L’Organizzazione internazionale per le migrazioni (Iom) ha oggi chiesto “piena collaborazione” alle nazioni del Sud-Est asiatico affinché cerchino soluzioni condivise e concrete per affrontare la possibile ondata migratoria, attesa con la fine della stagione dei monsoni e dei tifoni.
L’Iom chiede di trattare i profughi – in fuga dalla persecuzione in Myanamr e alla ricerca di benessere dal Bangladesh – in modo umano ed evitare iniziative improvvisate che li condannino non solo a rischiare la vita, ma anche a mettersi nelle mani dei trafficanti per superare gli ostacoli posti dai governi al loro arrivo o al loro transito.

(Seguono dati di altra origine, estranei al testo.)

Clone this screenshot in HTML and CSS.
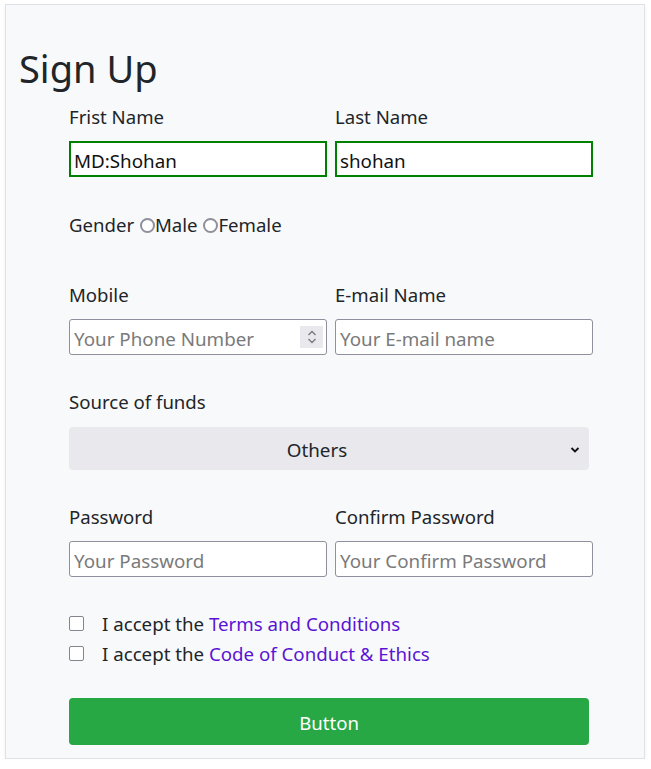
FILE: index.html
```html
<!DOCTYPE html>
<html lang="en">
<head>
<meta charset="utf-8">
<title>Sign Up</title>
<link rel="stylesheet" href="styles.css">
</head>
<body>
<div class="card">
  <h1 class="title">Sign Up</h1>
  <form class="form">
    <div class="row">
      <div class="field">
        <label class="label">Frist Name</label>
        <input class="input valid" type="text" value="MD:Shohan">
      </div>
      <div class="field">
        <label class="label">Last Name</label>
        <input class="input valid" type="text" value="shohan">
      </div>
    </div>

    <div class="gender">Gender <span class="radio"></span>Male <span class="radio"></span>Female</div>

    <div class="row sec sec-mobile">
      <div class="field">
        <label class="label">Mobile</label>
        <div class="input number">
          <input class="bare" type="text" placeholder="Your Phone Number">
          <span class="spin">
            <svg width="10" height="16" viewBox="0 0 10 16"><path d="M1.5 6 L5 2.5 L8.5 6" fill="none" stroke="#77777f" stroke-width="1.3"/><path d="M1.5 10 L5 13.5 L8.5 10" fill="none" stroke="#77777f" stroke-width="1.3"/></svg>
          </span>
        </div>
      </div>
      <div class="field">
        <label class="label">E-mail Name</label>
        <input class="input" type="text" placeholder="Your E-mail name">
      </div>
    </div>

    <div class="sec sec-funds">
      <label class="label label-funds">Source of funds</label>
      <div class="select">
        <span class="select-text">Others</span>
        <svg class="chev" width="10" height="8" viewBox="0 0 10 8"><path d="M1.5 2 L5 5.5 L8.5 2" fill="none" stroke="#111" stroke-width="1.8"/></svg>
      </div>
    </div>

    <div class="row sec sec-pass">
      <div class="field">
        <label class="label">Password</label>
        <input class="input" type="password" placeholder="Your Password">
      </div>
      <div class="field">
        <label class="label">Confirm Password</label>
        <input class="input" type="password" placeholder="Your Confirm Password">
      </div>
    </div>

    <div class="checks">
      <div class="check"><span class="box"></span>I accept the <a class="link" href="#">Terms and Conditions</a></div>
      <div class="check"><span class="box"></span>I accept the <a class="link" href="#">Code of Conduct &amp; Ethics</a></div>
    </div>

    <button class="btn" type="button">Button</button>
  </form>
</div>
</body>
</html>
```

FILE: styles.css
```css
html, body {
  margin: 0;
  padding: 0;
  background: #ffffff;
}
body {
  font-family: "Noto Sans", "Open Sans", sans-serif;
  color: #212529;
}
.card {
  box-sizing: border-box;
  width: 640px;
  height: 755px;
  margin: 4px 0 0 5px;
  border: 1px solid #dee2e6;
  background: #f8f9fa;
  box-shadow: 0 2px 4px rgba(0, 0, 0, 0.06);
  padding: 39px 0 0 13px;
}
.title {
  margin: 0;
  font-size: 38px;
  font-weight: 400;
  line-height: 48px;
  color: #212529;
}
.form {
  width: 524px;
  margin: 11px 0 0 50px;
}
.row {
  display: grid;
  grid-template-columns: 258px 258px;
  column-gap: 8px;
}
.label {
  display: block;
  font-size: 18.6px;
  line-height: 28px;
  margin-bottom: 10px;
}
.label-funds {
  margin-bottom: 11px;
}
.input {
  box-sizing: border-box;
  display: block;
  width: 258px;
  height: 36px;
  margin: 0;
  padding: 4px 4px 0;
  border: 1px solid #8f8f9d;
  border-radius: 3px;
  background: #fff;
  font-family: inherit;
  font-size: 18.8px;
  color: #111;
  outline: none;
}
.input::placeholder, .bare::placeholder {
  color: #7a7a7a;
}
.input.valid {
  border: 2px solid #008000;
  border-radius: 0;
  padding: 4px 3px 0;
  height: 36px;
}
.number {
  display: flex;
  align-items: center;
  padding: 0 3px 0 4px;
}
.bare {
  flex: 1;
  min-width: 0;
  border: 0;
  padding: 4px 0 0;
  margin: 0;
  background: transparent;
  font-family: inherit;
  font-size: 18.8px;
  outline: none;
}
.spin {
  width: 23px;
  height: 22px;
  background: #e9e9ed;
  display: flex;
  align-items: center;
  justify-content: center;
}
.gender {
  margin-top: 34px;
  font-size: 18.6px;
  line-height: 28px;
  display: flex;
  align-items: center;
  white-space: pre;
}
.radio {
  box-sizing: border-box;
  display: inline-block;
  width: 15px;
  height: 15px;
  border: 2px solid #8f8f9d;
  border-radius: 50%;
  background: #fff;
  margin-left: 1px;
}
.sec-mobile {
  margin-top: 42px;
}
.sec-funds {
  margin-top: 33px;
}
.sec-pass {
  margin-top: 33px;
}
.select {
  box-sizing: border-box;
  width: 520px;
  height: 43px;
  margin-top: 0;
  background: #e9e9ed;
  border-radius: 4px;
  display: flex;
  align-items: center;
  padding: 3px 9px 0 0;
  font-size: 18.8px;
}
.select-text {
  flex: 1;
  text-align: center;
  padding-right: 5px;
}
.chev {
  flex: none;
}
.checks {
  margin-top: 31px;
}
.check {
  display: flex;
  align-items: center;
  height: 30px;
  font-size: 18.7px;
  white-space: pre;
}
.box {
  box-sizing: border-box;
  width: 15px;
  height: 15px;
  border: 1.5px solid #858590;
  border-radius: 2px;
  background: #fff;
  margin-right: 18px;
}
.link {
  color: #5a13d4;
  text-decoration: none;
}
.btn {
  display: block;
  width: 520px;
  height: 47px;
  margin-top: 30px;
  padding-top: 3px;
  border: 0;
  border-radius: 4px;
  background: #28a745;
  color: #fff;
  font-family: inherit;
  font-size: 18.6px;
  cursor: pointer;
}
```
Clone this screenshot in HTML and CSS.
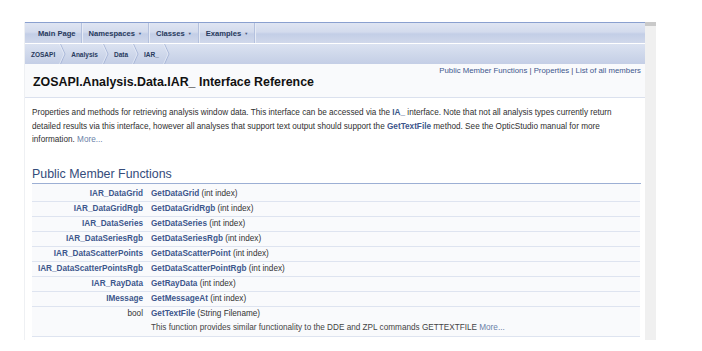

Lo scorso anno, dopo che la chiusura improvvisa delle frontiere marittime e terrestri da parte della Thailandia aveva costretto al largo per settimane migliaia di boat-people, Malesia e Indonesia avevano accettato di accoglierne almeno 4000 per dodici mesi. Centinaia si ritiene siano annegati in mare, rimasti senza carburante e mezzi di sostentamento.
Nonostante l’impegno dei paesi coinvolti dall’esodo a contrastare le reti di trafficanti che da almeno due anni gestiscono la fuga via mare e via terra di individui perlopiù di fede islamica verso la musulmana e finora accogliente Malesia e, in via subordinata, verso Indonesia, Brunei, Filippine e Australia, i rischi per chi dovesse riprendere il mare restano elevati. Anche per questo, oltre a chiedere ai governi locali di non respingere chi dovesse arrivare sulle loro coste, l’Iom auspica che vengano aperte vie più dirette verso i paesi di destinazione e predisposti campi in cui procedere all’accoglienza, al riconoscimento dello stato di rifugiato e aprire una prospettiva di ricollocazione altrove. Evitando, ad esempio, l’imbarco su natanti dei trafficanti e lo sbarco sulle coste della Thailandia, paese che non ha firmato la Convenzione Onu sui rifugiati e sul cui territorio si trovano centri della tratta transnazionale estesa sul Sud-Est asiatico continentale e oltre, in Cina, Russia, repubbliche centrasiatiche, Medio Oriente.